= Muriel Dickson =

Scottish soprano and actress (1903–1990)

Muriel Dickson as Josephine in H.M.S. Pinafore

Muriel Dickson (12 July 1903 – 11 March 1990) was a Scottish soprano who was particularly known for her performances in the works of Gilbert and Sullivan. After performing with the D'Oyly Carte Opera Company for seven years, she sang for four seasons with the Metropolitan Opera and went on to a concert career. In later years, she taught singing at the Royal Scottish Academy of Music and Drama and privately.

==Early years and D'Oyly Carte==
Born Constance Muriel Dickson in Edinburgh, she studied singing in Florence, Italy with Luigi Ricci.

In March 1928 she became a member of the D'Oyly Carte Opera Company, initially as a member of the chorus, performing in the company's repertory of Gilbert and Sullivan operas.
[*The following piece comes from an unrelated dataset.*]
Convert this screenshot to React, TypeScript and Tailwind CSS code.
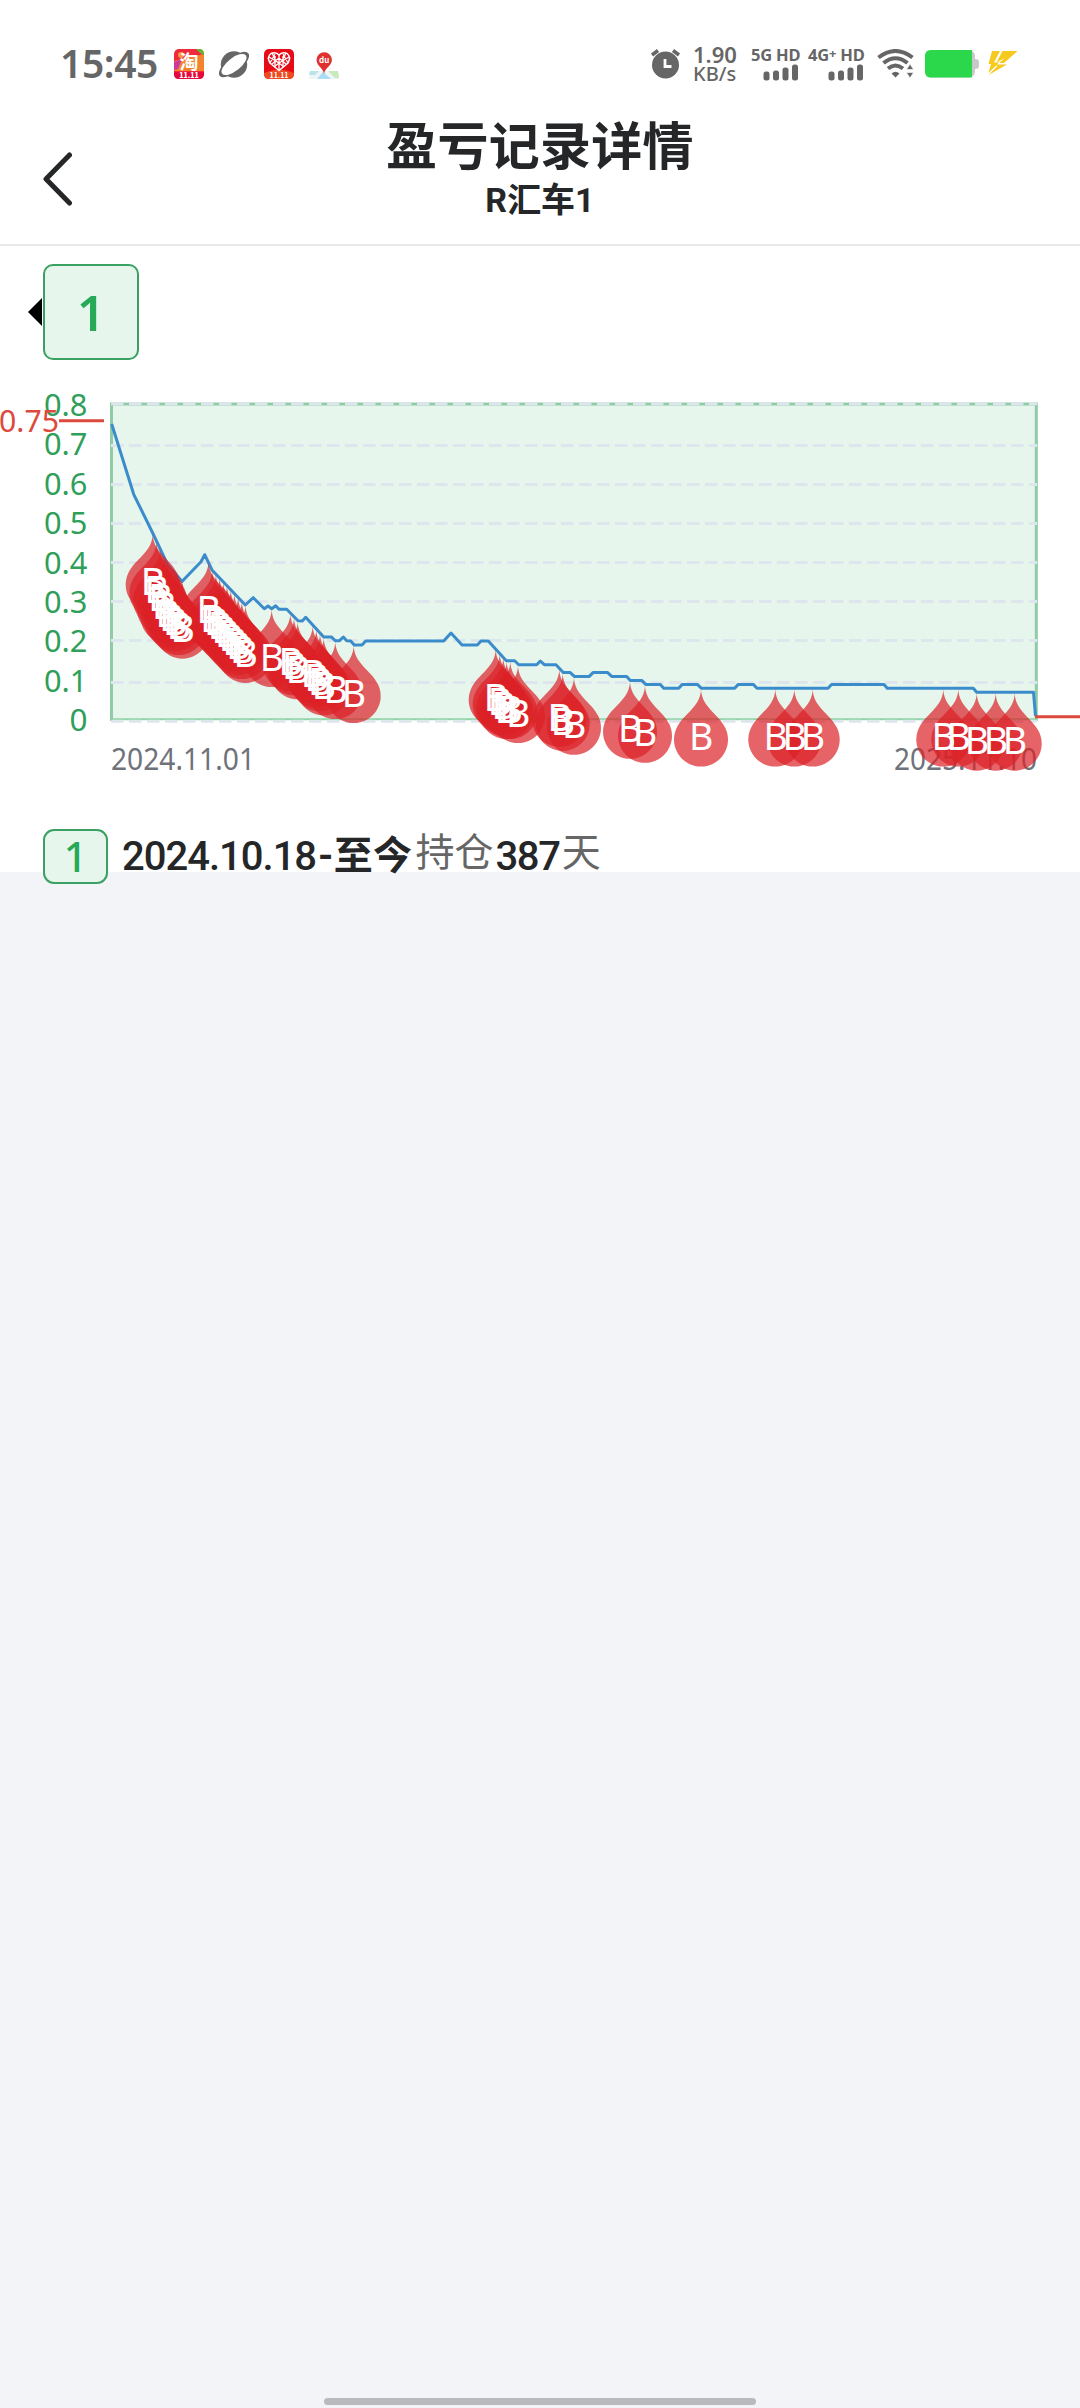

Her nickname with the company was "Poppy". She had the opportunity, during her first season, to fill in as the principal soprano, Mabel, in The Pirates of Penzance. Soon, she was given the small roles of Fleta in Iolanthe, and, the next year, Ada in Princess Ida. In 1931, she was also given the small part of Ruth in Ruddigore, but she understudied and occasionally performed the leading roles of Mabel in Pirates, the title role in Patience, Yum-Yum in The Mikado, Elsie Maynard in The Yeomen of the Guard, and both Casilda and Gianetta in The Gondoliers.

After the departure from the company of Winifred Lawson in 1931, Dickson more regularly performed several of the leading roles, including Josephine in H.M.S. Pinafore, Mabel in Pirates, the title role in Patience, Phyllis in Iolanthe, Lady Psyche in Princess Ida, Yum-Yum in The Mikado, Rose Maybud in Ruddigore, Elsie in Yeomen, and Gianetta in The Gondoliers. In 1932, she exchanged Psyche for the title role in Princess Ida and took on the new part of Aline in The Sorcerer. She continued to play most of these roles until June 1935. She recorded six of her roles for His Master's Voice: Gianetta (1931), Mabel (1931), Rose Maybud (1931), Elsie Maynard (1931), Princess Ida (1932) and Aline (1933). She also sang roles in the company's live and studio broadcasts, including Yum-Yum (1932 and 1933), Elsie (1932 and 1935) and Giannetta (1932).

==Metropolitan Opera and later years==
Dickson toured with D'Oyly Carte to New York City in 1934–1935. Her performances with the company drew the attention of Edward Johnson, the then newly appointed director of the Metropolitan Opera. Johnson offered her a contract with the company which she accepted. On 15 May 1936 Dickson made her Met debut as Marenka in Bedřich Smetana's The Bartered Bride, conducted by Wilfred Pelletier, with Mario Chamlee as Jeník and George Rasely as Vasek, the latter of whom partnered with her in many operas. She helped to prepare the English translation for the production. Time magazine wrote that she "exhibited a sure, clear voice, a pleasing professional stage presence and a diction so polished that it was difficult to believe that the D'Oyly Carte once frowned on her for a burry Scottish accent." Helen Noble wrote, "What a hubbub there was around the Opera House about Muriel Dickson; how charming she was, how delightfully she sang.

Dickson remained at the Met for the next four years, portraying such roles as Carolina in the company's premiere of Il matrimonio segreto, the title role in the company premiere of Gian Carlo Menotti's Amelia Goes to the Ball, and the part of Nedda in Pagliacci. Her last performance at the Met was on 15 January 1940 as Musetta in Giacomo Puccini's La Bohème with Bidu Sayão as Mimi, Jussi Björling as Rodolfo, John Brownlee as Marcello, and Gennaro Papi conducting. During these years, she also sang in concerts, including performances at Carnegie Hall and The Town Hall.

After leaving the Met, Dickson spent the next five years performing as a concert soloist and recitalist in England, the US and Italy. In 1945, she returned to the UK for what she intended to be a brief holiday. There she met an old boyfriend, fell in love and married. She retired from singing, and although Covent Garden offered her the role of Octavian in Der Rosenkavalier, she declined and never sang publicly again. For the next decade, she worked as an antiques dealer, but in 1955, she joined the faculty of the Royal Scottish Academy of Music and Drama, teaching there for the next 21 years. She retired from the Academy in the 1970s but continued to teach privately out of her home in Glasgow up until her death in 1990 at the age of 86.